Donald Kitt es el soldado desconocido, es el que participa en todas las guerras y al que colocan flores en un monumento que tiene una lámpara votiva. Es el que pone el cuerpo, y su pequeña historia de individuo. Es el que le escribe a su madre, para sentir que existe un refugio para sus miedos. Es el que muere, en cualquier lugar del mundo, como representación de todos los que mueren en otros lugares de ese mismo mundo. Es el que representa esa soledad del anonimato cuyo espacio no está en ninguna parte, pero sus huesos desparramados en todas.

En un orden plegado «Las grandes ciudades bajo la luna», instala la idea de la guerra y la muerte y en un orden desplegado lo que acontece con ella violaciones, tumbas anónimas, cenizas y flores.

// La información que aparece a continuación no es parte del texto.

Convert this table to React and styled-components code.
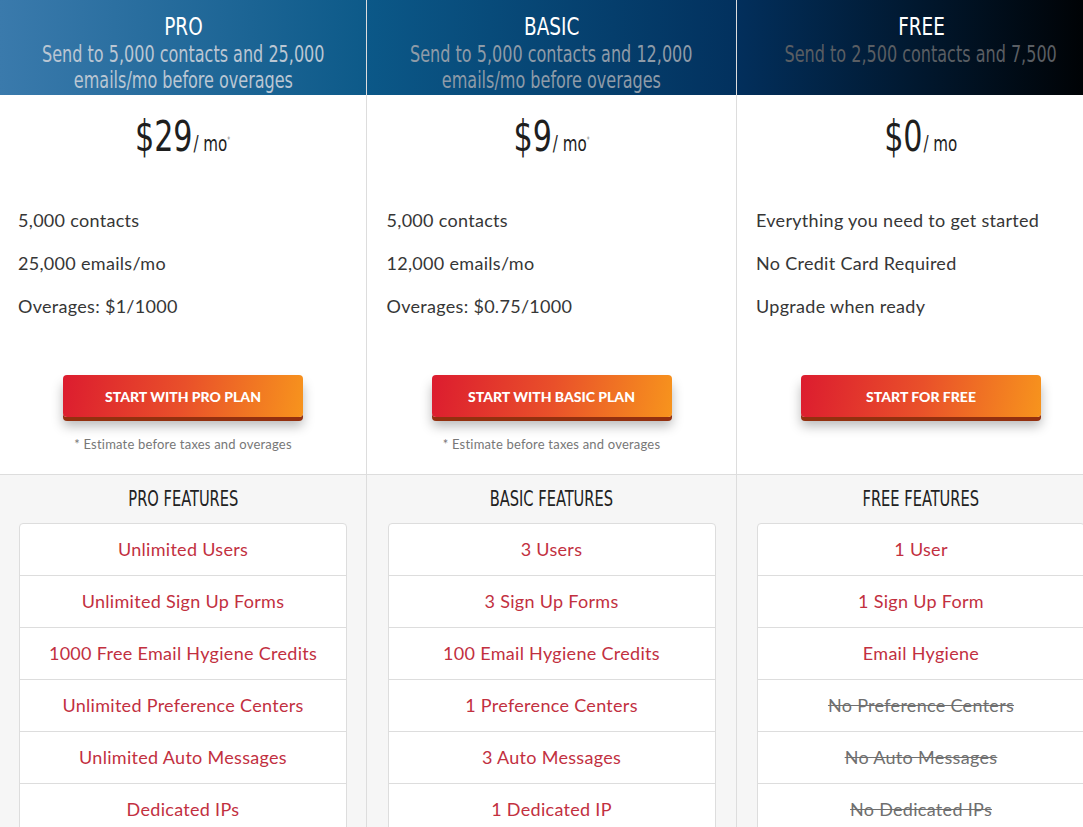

La muerte y la guerra como personajes borrosos, sobrevuelan el espectáculo, son presencia y ausencia, y es imposible mitigar la angustia que provocan, porque siempre serán un motivo de oculto que arrastran al hombre en su corriente, generación tras generación.

Sobre el escenario, existe el tiempo de dos generaciones, la de aquellos que crearon el Odín y la de los jóvenes que aportan su sangre nueva a la tradición. Luis Alonso y Carolina Pizarro encarnan la esperanza, porque su juventud anticipa otro futuro, sobretodo por el hijo que danza con ellos. El vientre de Carolina es un desafío a la muerte, un bebé siempre es otra cara de la luna que provoca una inversión de perspectiva, fugaz y más cautivadora, y que lleva hacia un ser que se gesta frente a los ojos del espectador.

En medio de esos juegos de amor, guerra y muerte, en «Las grandes ciudades bajo la luna», la poesía como un alma inaugurando una forma, invade el escenario y es mediante Tage Larsen y a través de los sonidos de su saxofón, que se consuma. Tage Larsen dirige su música hacia la luna. Hacia esa muda mirada que del más allá rige los sueños del hombre.